Cold call: 9.1%. Google Ads: 1%.
Even ignoring the anecdata around the inferior quality of inbound leads, it’s amply clear that outbound marketing outperforms inbound marketing by ~10X.
Had this guy been familiar with these facts and figures, I’m betting that he wouldn’t have made a fool of himself in public by dunking on cold call.
There’s no doubt that technology has impacted B2B selling. In a recent study, we used a quantitative model to estimate that Internet Has Changed B2B Buying By 45 Percent.
As we saw in that blog post, bulk of that change has happened in the early stages of the buying process.
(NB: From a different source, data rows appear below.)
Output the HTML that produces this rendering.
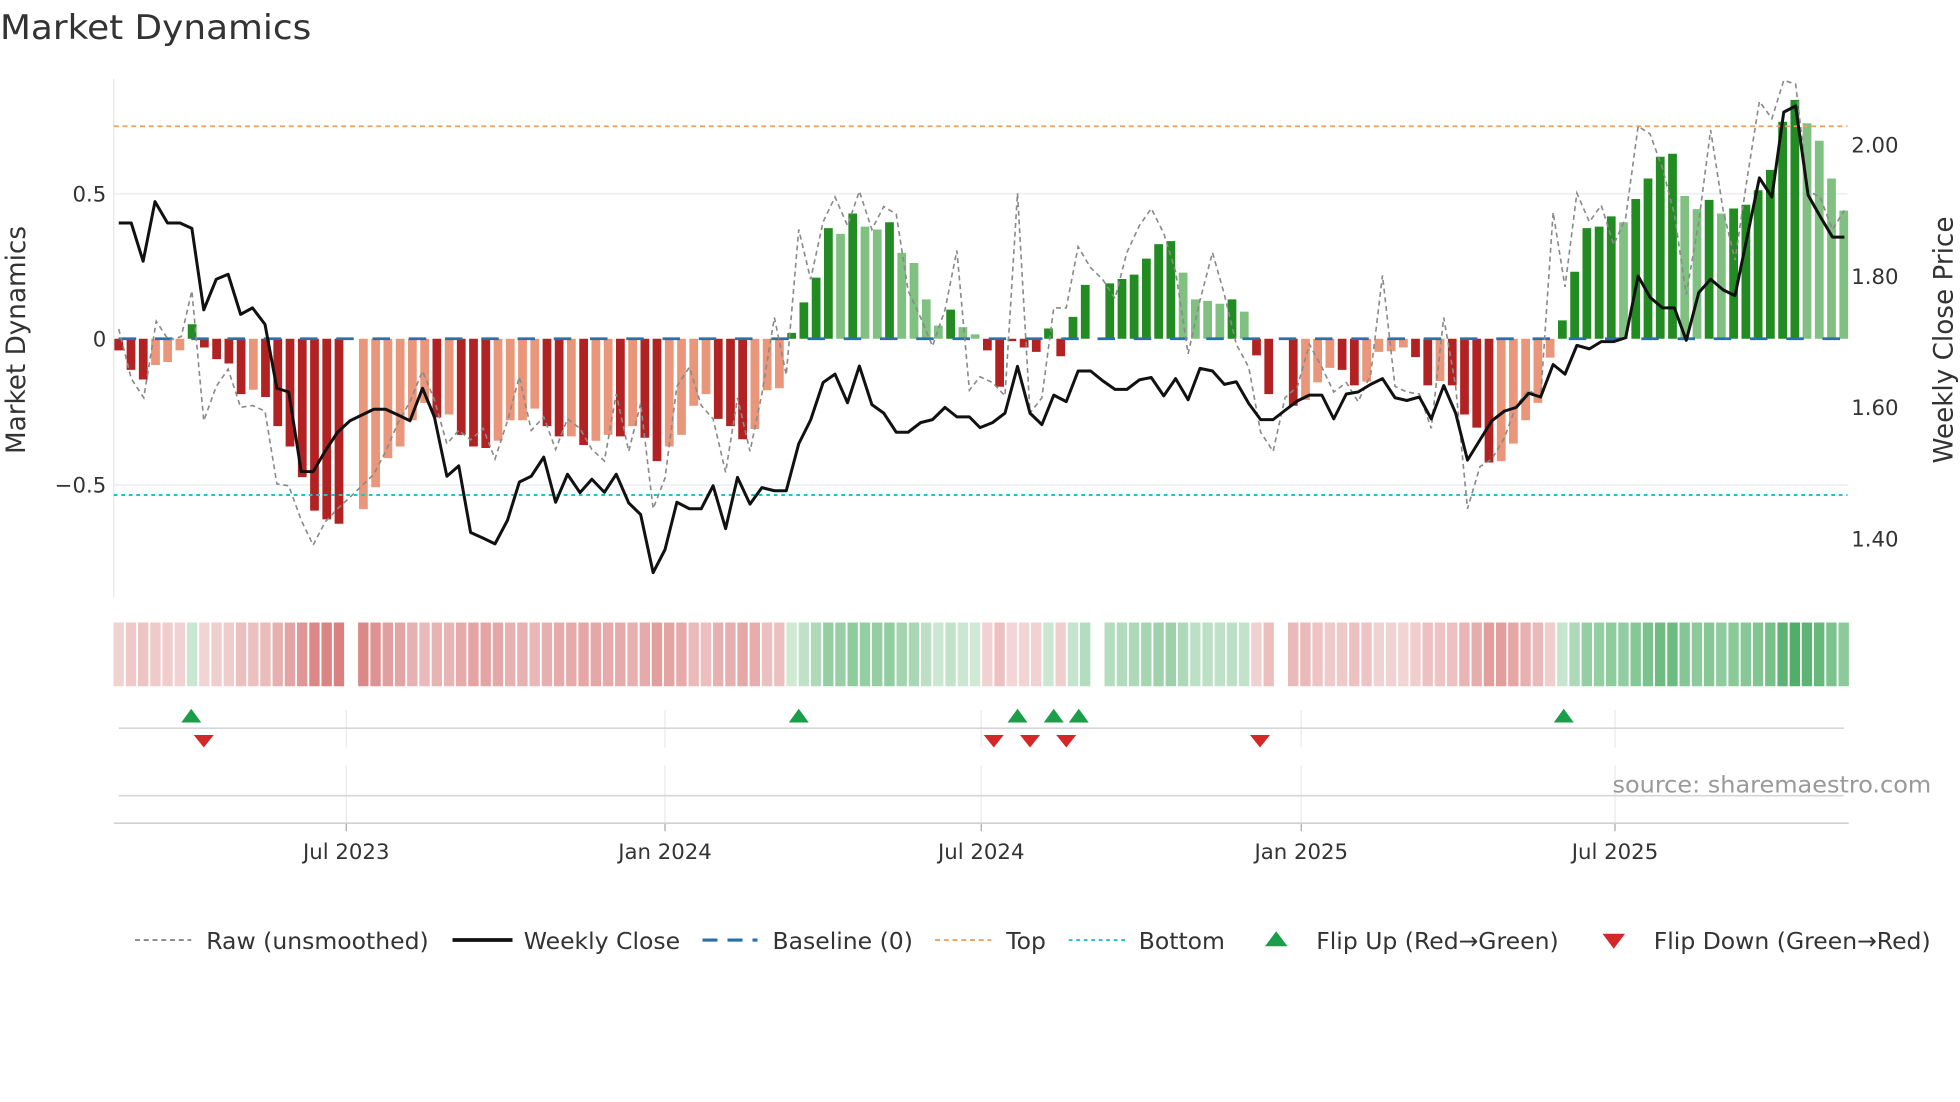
<!DOCTYPE html>
<html><head><meta charset="utf-8"><style>
html,body{margin:0;padding:0;background:#fff;width:1960px;height:1102px;overflow:hidden}
svg{display:block}
text{font-family:"DejaVu Sans","Liberation Sans",sans-serif;fill:#333}
</style></head><body>
<svg id="s" width="1960" height="1102" viewBox="0 0 1568 881.6" xmlns="http://www.w3.org/2000/svg">
<text x="0" y="31" font-size="27" textLength="249" lengthAdjust="spacingAndGlyphs">Market Dynamics</text>
<g id="grid"></g>
<g id="bars"></g>
<g id="lines"></g>
<text x="85" y="161" font-size="17" text-anchor="end">0.5</text>
<text x="85" y="277" font-size="17" text-anchor="end">0</text>
<text x="85" y="394" font-size="17" text-anchor="end">−0.5</text>
<text x="1481" y="122" font-size="17">2.00</text>
<text x="1481" y="227" font-size="17">1.80</text>
<text x="1481" y="332" font-size="17">1.60</text>
<text x="1481" y="437" font-size="17">1.40</text>
<text transform="translate(20,272) rotate(-90)" font-size="21" text-anchor="middle">Market Dynamics</text>
<text transform="translate(1562,272) rotate(-90)" font-size="21" text-anchor="middle">Weekly Close Price</text>
<g id="strip"></g>
<g id="lower"></g>
<text x="1545" y="634" font-size="18.5" text-anchor="end" textLength="255" lengthAdjust="spacingAndGlyphs" style="fill:#999">source: sharemaestro.com</text>
<g font-size="17" text-anchor="middle">
<text x="277" y="687">Jul 2023</text><text x="532" y="687">Jan 2024</text><text x="785" y="687">Jul 2024</text><text x="1041" y="687">Jan 2025</text><text x="1292" y="687">Jul 2025</text>
</g>
<g font-size="18.8">
<line x1="108" y1="752" x2="153" y2="752" stroke="#888" stroke-width="1.5" stroke-dasharray="4,3"/>
<text x="165" y="759">Raw (unsmoothed)</text>
<line x1="362" y1="752" x2="410" y2="752" stroke="#111" stroke-width="3"/>
<text x="419" y="759">Weekly Close</text>
<line x1="562" y1="752" x2="606" y2="752" stroke="#2a6fa8" stroke-width="2.5" stroke-dasharray="12,8"/>
<text x="618" y="759">Baseline (0)</text>
<line x1="748" y1="752" x2="793" y2="752" stroke="#f0a060" stroke-width="1.5" stroke-dasharray="4,3"/>
<text x="805" y="759">Top</text>
<line x1="855" y1="752" x2="900" y2="752" stroke="#22c0d8" stroke-width="1.5" stroke-dasharray="3,3"/>
<text x="911" y="759">Bottom</text>
<polygon points="1012,757 1030,757 1021,745" fill="#1a9e4a"/>
<text x="1053" y="759">Flip Up (Red→Green)</text>
<polygon points="1282,747 1300,747 1291,759" fill="#d62728"/>
<text x="1323" y="759">Flip Down (Green→Red)</text>
</g>
</svg>
<script>
var NS="http://www.w3.org/2000/svg";
function el(p,t,a){var e=document.createElementNS(NS,t);for(var k in a)e.setAttribute(k,a[k]);document.getElementById(p).appendChild(e);return e;}
el("grid","line",{x1:91,y1:63,x2:91,y2:478,stroke:"#e6e6e6","stroke-width":1});
el("grid","line",{x1:91,y1:155,x2:1478,y2:155,stroke:"#eef0f4","stroke-width":1.5});
el("grid","line",{x1:91,y1:388,x2:1478,y2:388,stroke:"#eef0f4","stroke-width":1.5});
var V=[-0.04,1,-0.107,1,-0.14,1,-0.09,0,-0.08,0,-0.04,0,0.05,1,-0.03,1,-0.07,1,-0.085,1,-0.19,1,-0.175,0,-0.2,1,-0.30,1,-0.37,1,-0.475,1,-0.59,1,-0.62,1,-0.635,1,0,0,
-0.585,0,-0.51,0,-0.41,0,-0.37,0,-0.28,0,-0.22,0,-0.27,1,-0.26,0,-0.33,1,-0.37,1,-0.375,1,-0.35,0,-0.28,0,-0.28,0,-0.24,0,-0.30,1,-0.335,1,-0.335,0,-0.365,1,-0.35,0,
-0.33,0,-0.335,1,-0.30,0,-0.34,1,-0.42,1,-0.37,0,-0.33,0,-0.23,0,-0.19,0,-0.275,1,-0.30,1,-0.345,1,-0.31,0,-0.177,0,-0.17,0,0.02,1,0.125,1,0.21,1,0.38,1,0.36,0,
0.43,1,0.385,0,0.375,0,0.40,1,0.295,0,0.26,0,0.135,0,0.045,0,0.10,1,0.04,0,0.015,0,-0.04,1,-0.165,1,-0.008,1,-0.03,1,-0.045,1,0.035,1,-0.06,1,0.075,1,0.185,1,0,0,
0.19,1,0.205,1,0.22,1,0.275,1,0.325,1,0.335,1,0.227,0,0.135,0,0.13,0,0.12,0,0.135,1,0.093,0,-0.057,1,-0.19,1,0,0,-0.23,1,-0.21,0,-0.15,0,-0.10,0,-0.107,1,-0.16,1,
-0.147,0,-0.045,0,-0.043,0,-0.03,0,-0.063,1,-0.16,1,-0.145,0,-0.16,1,-0.26,1,-0.305,1,-0.425,1,-0.42,0,-0.36,0,-0.28,0,-0.22,0,-0.065,0,0.063,1,0.23,1,0.38,1,0.385,1,
0.42,1,0.40,0,0.48,1,0.55,1,0.625,1,0.635,1,0.49,0,0.445,0,0.477,1,0.43,0,0.447,1,0.46,1,0.51,1,0.58,1,0.745,1,0.82,1,0.74,0,0.68,0,0.55,0,0.44,0];
var N=V.length/2, x0=95, dx=(1475-95)/(N-1);
for(var i=0;i<N;i++){
 var v=V[2*i],d=V[2*i+1],x=x0+i*dx;
 if(v!==0){
  var c=v>0?(d?"#228b22":"#80c080"):(d?"#b22222":"#e9967a");
  var y=271-v*233;
  el("bars","rect",{x:(x-3.5).toFixed(1),y:Math.min(y,271).toFixed(1),width:7,height:Math.abs(271-y).toFixed(1),fill:c});
  var op=Math.min(1,0.22+0.6*Math.abs(v)/0.8);
  el("strip","rect",{x:(x-4.2).toFixed(1),y:498,width:8.3,height:51,fill:v>0?"#2e9e4a":"#c94a4a","fill-opacity":op.toFixed(2)});
 }
}
el("lines","line",{x1:95,y1:271,x2:1475,y2:271,stroke:"#2a6fa8","stroke-width":2.2,"stroke-dasharray":"14,15"});
el("lines","line",{x1:91,y1:101,x2:1478,y2:101,stroke:"#f0a060","stroke-width":1.4,"stroke-dasharray":"4,3"});
el("lines","line",{x1:91,y1:396,x2:1478,y2:396,stroke:"#22c0d8","stroke-width":1.6,"stroke-dasharray":"3,3"});
function pts(a,off){var s=[];for(var i=0;i<a.length;i+=2)s.push((off+a[i]/2).toFixed(1)+","+(a[i+1]*0.306).toFixed(1));return s;}
var R1=[190,860,210,990,230,1040,250,840,270,890,290,880,307,760,326,1100,346,1010,365,965,385,1065,404,1060,424,1075,443,1265,462,1270,482,1360,501,1425,520,1365,540,1330,560,1300,579,1270,598,1240,617,1180,637,1105,656,1050,676,970,695,1045,715,1160,734,1125,753,1150,773,1120,792,1200,812,1100,831,985,850,1125,870,1090,889,1175,908,1095,928,1120,947,1175,967,1205,986,1030,1006,1180,1025,1055,1045,1330,1064,1250,1083,1010,1103,960,1122,1060,1141,1095,1161,1235,1180,1040,1200,1180,1219,1030,1239,830,1258,980,1278,600,1297,730,1317,580,1336,515,1356,590,1375,500,1395,600,1414,540,1434,560,1453,760,1473,830,1492,905,1512,810,1531,655,1551,1020];
var R2=[0,985,20,1000,40,1035,60,505,80,1080,99,1040,118,805,138,805,157,645,177,700,196,730,216,780,235,660,255,590,274,545,294,610,313,710,333,925,352,785,372,660,391,770,410,900,430,960,449,1130,469,1180,488,1040,508,1010,527,900,547,960,566,1025,586,1000,605,1050,625,980,644,720,664,1010,683,1025,703,1030,722,1120,742,830,761,1010,780,1330,800,1220,819,1200,839,1145,858,1060,878,1020,897,1040,917,555,936,750,955,505,975,580,994,537,1014,640,1033,570,1053,330,1072,350,1092,440,1111,560,1130,770,1150,580,1169,340,1189,550,1208,680,1228,460,1247,265,1267,310,1286,210,1305,220,1325,500,1344,515,1364,600,1383,550];
el("lines","polyline",{points:pts(R1,0).concat(pts(R2,784)).join(" "),fill:"none",stroke:"#8a8a8a","stroke-width":1.3,"stroke-dasharray":"4,3"});
var P1=[190,583,210,583,229,683,248,527,268,583,288,583,307,597,326,810,346,730,365,717,385,822,404,805,424,848,443,1015,462,1025,482,1233,501,1233,520,1180,540,1130,560,1100,579,1085,598,1070,617,1070,637,1085,656,1100,676,1015,695,1090,715,1245,734,1218,753,1392,773,1407,792,1422,812,1360,831,1260,850,1245,870,1195,889,1313,908,1240,928,1288,947,1253,967,1287,986,1240,1006,1315,1025,1345,1045,1497,1064,1437,1083,1313,1103,1330,1122,1330,1141,1270,1161,1382,1180,1248,1200,1318,1219,1275,1239,1283,1258,1283,1278,1160,1297,1098,1317,1000,1336,978,1356,1053,1375,957,1395,1058,1414,1080,1434,1130,1453,1130,1473,1105,1492,1097,1512,1065,1531,1090,1551,1090];
var P2=[0,1118,20,1105,40,1080,60,958,80,1080,99,1110,118,1033,138,1050,157,970,177,970,196,995,216,1018,235,1018,255,993,274,987,294,1035,313,990,333,1045,352,963,372,970,391,1005,410,998,430,1055,449,1097,469,1097,488,1073,508,1048,527,1033,547,1033,566,1095,586,1030,605,1025,625,1005,644,990,664,1040,683,1047,703,1038,722,1095,742,1008,761,1080,780,1203,800,1150,819,1100,839,1075,858,1065,878,1028,897,1038,917,953,936,978,955,903,975,912,994,893,1014,893,1033,883,1053,722,1072,777,1092,805,1111,805,1130,890,1150,765,1169,730,1189,758,1208,773,1228,615,1247,465,1267,515,1286,293,1305,277,1325,510,1344,565,1364,620,1383,620];
el("lines","polyline",{points:pts(P1,0).concat(pts(P2,784)).join(" "),fill:"none",stroke:"#111","stroke-width":2.4,"stroke-linejoin":"round"});
[277,532,785,1041,1292].forEach(function(x){
 el("lower","line",{x1:x,y1:568,x2:x,y2:598,stroke:"#e8eaee","stroke-width":1});
 el("lower","line",{x1:x,y1:612,x2:x,y2:658,stroke:"#e8eaee","stroke-width":1});
 el("lower","line",{x1:x,y1:658,x2:x,y2:665,stroke:"#aaa","stroke-width":1});
});
el("lower","line",{x1:95,y1:582.5,x2:1475,y2:582.5,stroke:"#d4d6da","stroke-width":1.3});
el("lower","line",{x1:95,y1:636.5,x2:1475,y2:636.5,stroke:"#d4d6da","stroke-width":1.3});
el("lower","line",{x1:91,y1:658.5,x2:1479,y2:658.5,stroke:"#cfd1d5","stroke-width":1.3});
[153,639,814,843,863,1251].forEach(function(x){el("lower","polygon",{points:(x-8)+",578 "+(x+8)+",578 "+x+",567",fill:"#1a9e4a"});});
[163,795,824,853,1008].forEach(function(x){el("lower","polygon",{points:(x-8)+",588 "+(x+8)+",588 "+x+",598",fill:"#d62728"});});
</script>
</body></html>
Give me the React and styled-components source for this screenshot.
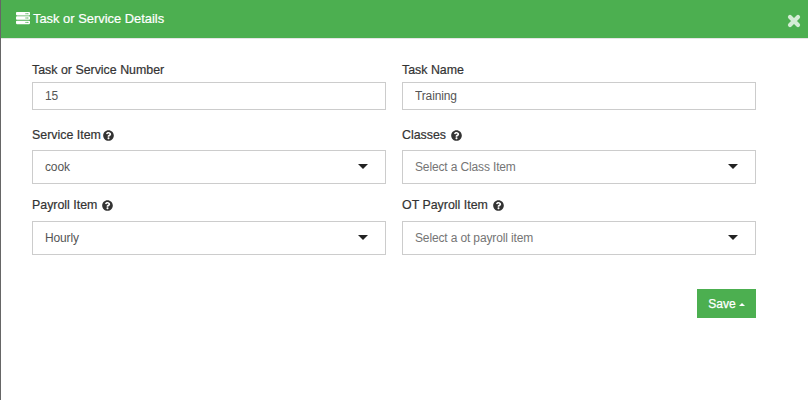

Sales reps are still actively involved in the later stages of the purchase journey. Sure, they use Zoom, Google Hangout, Microsoft Teams, Salesforce, and other digital selling tools.
But that’s nothing new: Sales reps have always used calculators, spreadsheets, Powerpoint (and Harvard Presentation Graphics before that) and other digital selling tools even in the past.
That means digital selling is aiding – not disrupting – B2B sales.
Bottomline: The use of technology has increased in B2B selling but digital selling tools are still used by human sales reps. That’s unlikely to change until digital twins, metaverse, and other futuristic digital technologies go mainstream. Ergo, for the forseeable future, all talk of disruption of B2B sales by technology is trash talk.